The message of protest is often intrinsic or hidden. It has to be quietly subversive because our enemies are among us: our rulers and bosses
We, of course, had less than half the electorate show up and of that, less than half voted for Donald Trump. Our food, beer and dental work is superior; they have better schools for the most part and a functioning national health service, except they've shown in it and the other aspects of community life that if you want to have nice things as a nation, you need to spend the necessary money. Trump shares little with Margaret Thatcher except greed and basic deep-seated meanness.
However, Trump is also a whiny little bitch, as Bill Mahar refers to him and the audience chants back, a la "Lock Her Up!". I would avoid a knife fight with Margaret Thatcher, because she was truly tough and would fight dirty. With Trump, you could filet him while he kept talking about how he was going to beat the shit out of you. Different times, different people.
In a lot of ways, the English experience represents the impact of empire on the people who did the grunt work to build the bloody thing as they have to deal with the unforeseen consequences and wages of imperialism's sin. Our experience mirrors that, but in a more immature state. It's all gone south for the Brits -- their empire reduced to the Commonwealth, the Falklands and a few other islands. They're dealing with a level of Colonel Blimpness now in the Commons and the Leadership that mirrors astonishingly well the ability of elected government to be petty, stupid, greedy and seek out their own best interest as opposed to the that of the nation.
Our greater immaturity is probably based on the fact that as a nation and a people we are in fact younger and perhaps less mature. We are somewhat sophomoric in our treatment of other nations; the whole "regime change in Iraq will lead to the outbreak of Jeffersonian Democracy world wide" really exemplifies that for us. The British have kind of given up on the whole idea of progress; we haven't yet. We still believe that there's a manifest destiny for us all, that this is going to be the American Century forever. We are dicks, aren't we?
Jingoistic internationalism or Jingoistic xenophobia don't really differ that much. John McCain had the "Straight Talk Express" in 2000 and it created a symbol he has had problems living up to. Boris Johnson had his Brexit Bus in 2015, and he has had no problem living down to what that has symbolized. If you strip the grace notes -- or ill-notes in Trump's case -- from the 2016 campaign, delete the fantasty and the follies from both parties' rhetoric, there's not that much to choose between them.
If like me you follow Theresa May's efforts to lay down the law to the commonwealth and the EU and everyone else, you might be stunned to note the similarity to Trump's experience trying to do the same thing to the Senate, the House, the Courts, the Press and other nations. She is a highly experienced political mover and shaker and Tory Cloakroom assassin, so she should know better. However, her approach to negotiations appears to be much like Trump's. Trump, of course, knows damn all about politics, policy, governance, law...his answer to everything it more gold and more marble. No wonder they got along so well.
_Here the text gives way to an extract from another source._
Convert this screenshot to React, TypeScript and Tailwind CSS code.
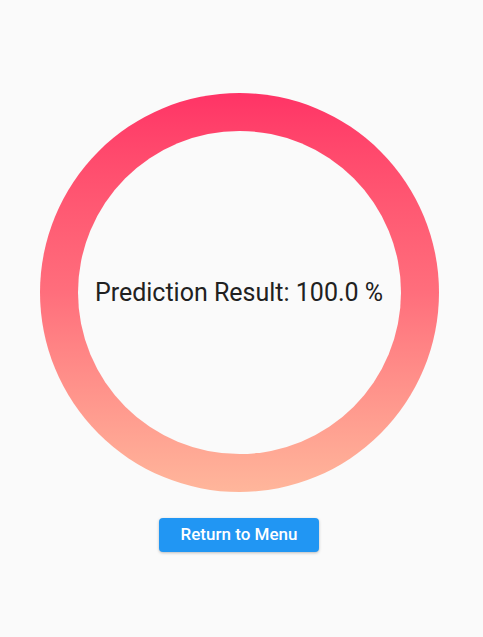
import React from 'react';

const App: React.FC = () => {
  return (
    <div className="min-h-screen w-full bg-[#fafafa] flex flex-col items-center pt-[93px] pr-[5px]" style={{ fontFamily: 'Roboto, "Noto Sans", sans-serif' }}>
      {/* result ring */}
      <div className="w-[399px] h-[399px] rounded-full bg-gradient-to-b from-[#ff3366] via-[#ff6e7c] to-[#ffb69b] p-[38px]">
        <div className="w-full h-full rounded-full bg-[#fafafa] flex items-center justify-center">
          <span className="text-[25px] text-[#212121] whitespace-nowrap">Prediction Result: 100.0 %</span>
        </div>
      </div>

      <button className="mt-[26px] h-[34px] w-[160px] rounded-[4px] bg-[#2196f3] text-white text-[17px] font-medium shadow-[0_1px_3px_rgba(0,0,0,0.25)]">
        Return to Menu
      </button>
    </div>
  );
};

export default App;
In a way, this project of going out and recording artists on their home turf harkens back a bit to Alan Lomax and other musicologists visiting the mountains and the Mississppi Delta and the Dust bowl. It also reminds me a lot of what Jack White and Dan Auerbach are about, spending a lot of time not only with their own label but using it to produce new interesting and established but almost forgotten other artists. In this case, the artists are all currently working musicians with some following, but in this case, they asked the contributors to record someplace that felt like home and to sing something that for the artist seemed to be the perfect summation of British folk music.
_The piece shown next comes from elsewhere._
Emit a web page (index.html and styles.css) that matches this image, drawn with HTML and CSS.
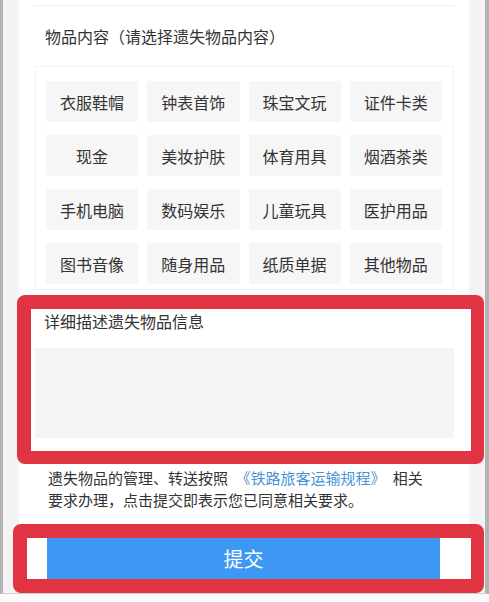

Kleary and Carter have an interesting insight into the British electorate from their traditional music, and it fits quite well with my understanding of how we got to where we are today. Like it or not, the people doing the heavy lifting of empire and its aftermath, aren't really benefiting or enjoying the process.
Even with the empire and all its evils, remember that we practised them on our own first, and we carry the weight of that in our collective memories every day. When you come here you become a part of that, and you suffer like the rest of us.
On a more focused scale it describes a lot of the issues we have with music in the US and with matching culture to politics to reality. If you're singing music about the bosses screwing people over, you're either singing Americana, traditional Blues or possibly doing some HipHop or Rap. The South does have a tradition of rebel songs sort of like the Irish and the Scots but for the most part, traditional American music is, as David Allan Coe described it, about " trains, being drunk, Mama, or prison." English traditional music is nourished by the Irish and Scots traditions, but then the early diversity of England was the waves of Irish and Scots and Welsh immigrants coming to England to work in factories or in construction or shipbuilding or whatever.
These men and women came here to earn a living and endured terrible hardships: many were driven to find solace in drink, and their lives spiralled further into ruin. ...The current climate of this country seems to us an opportunity for us all to look hard at ourselves and to try to understand why people think and act as they do. Condemnation only leads to further division and unrest. Unity only comes from understanding our shared history and finding empathy with all cultures. Pride in your heritage should not come at the expense of others. But this is what we are sold. We think that, if you take time to look into our traditional music, you will see that we have always been under the same pressures, as much then as now, and understand that most of us are facing this struggle on a daily basis.
You never know – it might stop us all being such dicks to each other.